Cantó & Moraza | Crítica

Claroscuros de Debussy

Francisco José Cantó y Ángela Moraza en el Alcázar

Francisco José Cantó y Ángela Moraza en el Alcázar / Actidea

Incomprensiblemente, el centenario de la muerte de Claude Debussy estaría pasando casi totalmente desapercibido en Sevilla si no fuera por la atención que le presta el ciclo veraniego del Alcázar. Incluso en empeños aparentemente menores la mano maestra de Debussy descuella entre la de sus contemporáneos, y lo hace tanto por el puro tratamiento instrumental como por la capacidad para trascender la función, apuntando a ideales artísticos que estaban renovando por completo el entorno musical.

Su Primera rapsodia para clarinete fue escrita en 1910 para el Concurso del Conservatorio de París, pero en ella hay algo más que el servir como vehículo para las habilidades de los candidatos (el lirismo en la sección lenta, la agilidad en la rápida), una inspiración en la melodía, un tratamiento armónico que derivan en una atmósfera que llega a hacerse etérea y subyugante. Francisco José Cantó y Ángela Moraza la rozaron por momentos, pero su versión quedó más del lado de la claridad que de la veladura, del fraseo limpio y la articulación sin tacha que de la fantasía, el claroscuro y la sutileza en el matiz.

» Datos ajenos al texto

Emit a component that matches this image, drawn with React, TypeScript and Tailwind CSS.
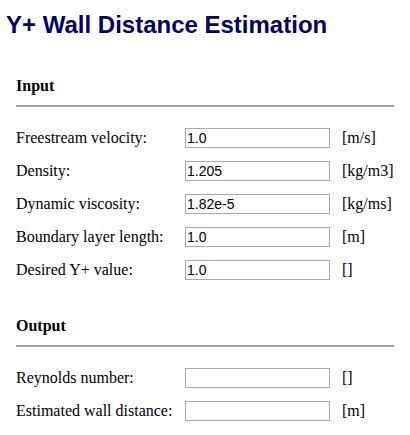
const inputs = [
  { label: 'Freestream velocity:', value: '1.0', unit: '[m/s]' },
  { label: 'Density:', value: '1.205', unit: '[kg/m3]' },
  { label: 'Dynamic viscosity:', value: '1.82e-5', unit: '[kg/ms]' },
  { label: 'Boundary layer length:', value: '1.0', unit: '[m]' },
  { label: 'Desired Y+ value:', value: '1.0', unit: '[]' },
];

const outputs = [
  { label: 'Reynolds number:', value: '', unit: '[]' },
  { label: 'Estimated wall distance:', value: '', unit: '[m]' },
];

type Row = { label: string; value: string; unit: string };

function Field({ label, value, unit }: Row) {
  return (
    <div className="flex items-center h-[20px]">
      <span className="w-[169px] text-[16px] leading-none text-black">{label}</span>
      <input
        readOnly
        defaultValue={value}
        className="w-[145px] h-[20px] border border-[#a9a9a9] px-[1px] text-[14px] text-black outline-none font-['Liberation_Sans',Arial,sans-serif]"
      />
      <span className="ml-[12px] text-[16px] leading-none text-black">{unit}</span>
    </div>
  );
}

function Section({ title, rows }: { title: string; rows: Row[] }) {
  return (
    <section className="px-[16px]">
      <h2 className="text-[16px] font-bold leading-none text-black">{title}</h2>
      <hr className="mt-[11px] border-t-2 border-[#a0a0a0]" />
      <div className="mt-[21px] flex flex-col gap-[13px]">
        {rows.map((r) => (
          <Field key={r.label} {...r} />
        ))}
      </div>
    </section>
  );
}

export default function App() {
  return (
    <div className="w-[410px] h-[435px] bg-white font-['Liberation_Serif','Times_New_Roman',serif]">
      <h1 className="pl-[6px] pt-[13px] text-[24px] font-bold leading-none text-[#000066] font-['Liberation_Sans',Arial,sans-serif]">
        Y+ Wall Distance Estimation
      </h1>
      <div className="mt-[41px]">
        <Section title="Input" rows={inputs} />
      </div>
      <div className="mt-[38px]">
        <Section title="Output" rows={outputs} />
      </div>
    </div>
  );
}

Las obras de Messager y Widor, escritas una década antes con la misma función que la Rapsodia, sí parecen piezas de mero compromiso, bien escritas, pero sin la riqueza de significados de la de Debussy. Sus exigencias virtuosísticas no supusieron obstáculo para una lectura impecable en técnica y musicalidad.

La sevillana Moraza tocó luego en solitario L’isle joyeuse de Debussy con apreciable sensiblidad antes de que el dúo presentara un arreglo prescindible del Claro de luna y acabara con la magnífica Sonata de Saint-Saëns, obra tardía, pero fiel al lenguaje clásico de su autor, que permitió al gaditano Cantó lucir sonido redondo en todos los registros.